A questo perentorio e ripetuto invito di inginocchiarsi e confessarsi, il Del Fante, soggiogato da una forza strana, s'inginocchiò e iniziò la confessione dei suoi peccati. Ad un certo momento P. Pio gli domanda a bruciapelo:

 

- Hai finito?

-          Si, ho finito.

-          Sei sempre il solito bugiardo.

-          Padre, perché mi dice questo?  ...

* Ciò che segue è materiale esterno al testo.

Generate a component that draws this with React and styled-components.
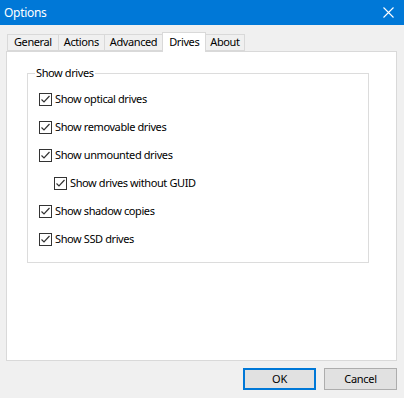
import React from "react";
import styled, { createGlobalStyle } from "styled-components";

const Global = createGlobalStyle`
  html, body { margin: 0; padding: 0; background: #f0f0f0; }
  * { box-sizing: border-box; }
`;

const Window = styled.div`
  width: 404px;
  height: 398px;
  display: flex;
  flex-direction: column;
  background: #f0f0f0;
  font-family: "Noto Sans", "Liberation Sans", sans-serif;
  font-size: 11px;
  letter-spacing: -0.4px;
  color: #000;
  overflow: hidden;
`;

const TitleBar = styled.div`
  height: 25px;
  flex: none;
  background: #0078d7;
  color: #fff;
  display: flex;
  align-items: center;
  justify-content: space-between;
  padding: 0 10px 0 4px;
`;

const Title = styled.span`
  font-size: 12px;
  letter-spacing: -0.3px;
  line-height: 16px;
`;

const Body = styled.div`
  flex: 1;
  display: flex;
  flex-direction: column;
  padding: 7px 7px 8px 6px;
`;

const TabStrip = styled.div`
  display: flex;
  align-items: flex-end;
  height: 19px;
  padding-left: 1px;
  position: relative;
  z-index: 1;
`;

const Tab = styled.div`
  height: ${(p) => (p.$active ? "20px" : "17px")};
  padding: 0 ${(p) => p.$pad}px 1px ${(p) => p.$pad}px;
  margin-left: ${(p) => (p.$first ? 0 : -1)}px;
  border: 1px solid #d9d9d9;
  border-bottom: ${(p) => (p.$active ? "none" : "1px solid #d9d9d9")};
  background: ${(p) => (p.$active ? "#fff" : "#f0f0f0")};
  display: flex;
  align-items: center;
  line-height: 16px;
  white-space: nowrap;
  margin-bottom: ${(p) => (p.$active ? "-1px" : "0")};
  position: relative;
  z-index: ${(p) => (p.$active ? 2 : 1)};
`;

const Panel = styled.div`
  height: 310px;
  flex: none;
  background: #fff;
  border: 1px solid #d9d9d9;
  padding: 13px 27px 0 20px;
`;

const Group = styled.fieldset`
  margin: 0;
  border: 1px solid #dcdcdc;
  padding: 4px 0 9px 11px;
  width: 342px;
  min-width: 0;
`;

const Legend = styled.legend`
  padding: 0 1px;
  margin-left: -4px;
  line-height: 16px;
`;

const Row = styled.label`
  display: flex;
  align-items: center;
  height: 28px;
  padding-left: ${(p) => (p.$indent ? 15 : 0)}px;
  line-height: 16px;
  white-space: nowrap;
`;

const Box = styled.span`
  width: 13px;
  height: 13px;
  border: 1px solid #333;
  background: #fff;
  display: inline-flex;
  align-items: center;
  justify-content: center;
  margin-right: 3px;
  flex: none;
`;

const Footer = styled.div`
  display: flex;
  justify-content: flex-end;
  gap: 8px;
  margin-top: 7px;
`;

const Button = styled.button`
  width: 73px;
  height: 22px;
  font-family: inherit;
  font-size: 11px;
  letter-spacing: -0.3px;
  color: #000;
  background: #e1e1e1;
  border: ${(p) => (p.$default ? "2px solid #0078d7" : "1px solid #adadad")};
  padding: 0;
  margin: 0;
  line-height: 16px;
`;

const Check = () => (
  <Box>
    <svg width="11" height="11" viewBox="0 0 11 11">
      <path d="M1.5 5.5 L4 8 L9.5 2" fill="none" stroke="#333" strokeWidth="1.2" />
    </svg>
  </Box>
);

const CloseIcon = () => (
  <svg width="11" height="11" viewBox="0 0 11 11">
    <path d="M0.5 0.5 L10.5 10.5 M10.5 0.5 L0.5 10.5" stroke="#fff" strokeWidth="1.1" />
  </svg>
);

const tabs = [
  { label: "General", pad: 6 },
  { label: "Actions", pad: 5 },
  { label: "Advanced", pad: 5 },
  { label: "Drives", pad: 6, active: true },
  { label: "About", pad: 4 },
];

const options = [
  { label: "Show optical drives" },
  { label: "Show removable drives" },
  { label: "Show unmounted drives" },
  { label: "Show drives without GUID", indent: true },
  { label: "Show shadow copies" },
  { label: "Show SSD drives" },
];

export default function App() {
  return (
    <>
      <Global />
      <Window>
        <TitleBar>
          <Title>Options</Title>
          <CloseIcon />
        </TitleBar>
        <Body>
          <TabStrip>
            {tabs.map((t, i) => (
              <Tab key={t.label} $active={t.active} $first={i === 0} $pad={t.pad}>
                {t.label}
              </Tab>
            ))}
          </TabStrip>
          <Panel>
            <Group>
              <Legend>Show drives</Legend>
              {options.map((o) => (
                <Row key={o.label} $indent={o.indent}>
                  <Check />
                  {o.label}
                </Row>
              ))}
            </Group>
          </Panel>
          <Footer>
            <Button $default>OK</Button>
            <Button>Cancel</Button>
          </Footer>
        </Body>
      </Window>
    </>
  );
}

-          Ah, ti sei dimenticato?

 

A questo punto il Del Fante continua. P. Pio incominciò a dirmi dei fatti successimi molti anni addietro, ai quali io non pensavo più. Egli mi raccontò per filo e per segno tutto: tempo, luogo, circostanze, fatti, particolari... e i peccati da me commessi in quella occasione. Per chi non sapesse, lo informo che io avevo constatato più di uno dei fatti miracolosi operati da P. Pio, ma quello che maggiormente mi scosse fu la guarigione completa di un mio nipotino di quattro anni, nato handicappato e assolutamente irrecuperabile. Ora, lo svelarmi i miei peccati di tanti anni addietro per me fu la goccia che fece traboccare il vaso. Mi sentii come liberato da un grosso blocco che era dentro di me... e tante altre cose divenivano per me molto chiare... E piansi... Piansi tanto! E fui assolto da tutti i miei peccati. Mi sentii cambiato. Ero più leggero, più libero, felice. Sono cose che le può capire soltanto chi le prova.

A questo punto il Del Fante finisce il suo racconto, ed io, che leggevo tra lo scetticismo e il dubbio tali avvenimenti, ne rimasi molto scosso. Passò poco tempo e poi, tra incertezze e domande che mi feci, e dopo di aver detto “non esiste proprio nulla"... (volendo dire che Dio non esisteva), caddi in una profonda crisi che poi si concluse con la mia conversione, fino a giungere a ritirarmi in un convento.

Divenni anche sacerdote, nolente e riluttante, perché suggeritomi da Dio con chiare e precise locuzioni interiori.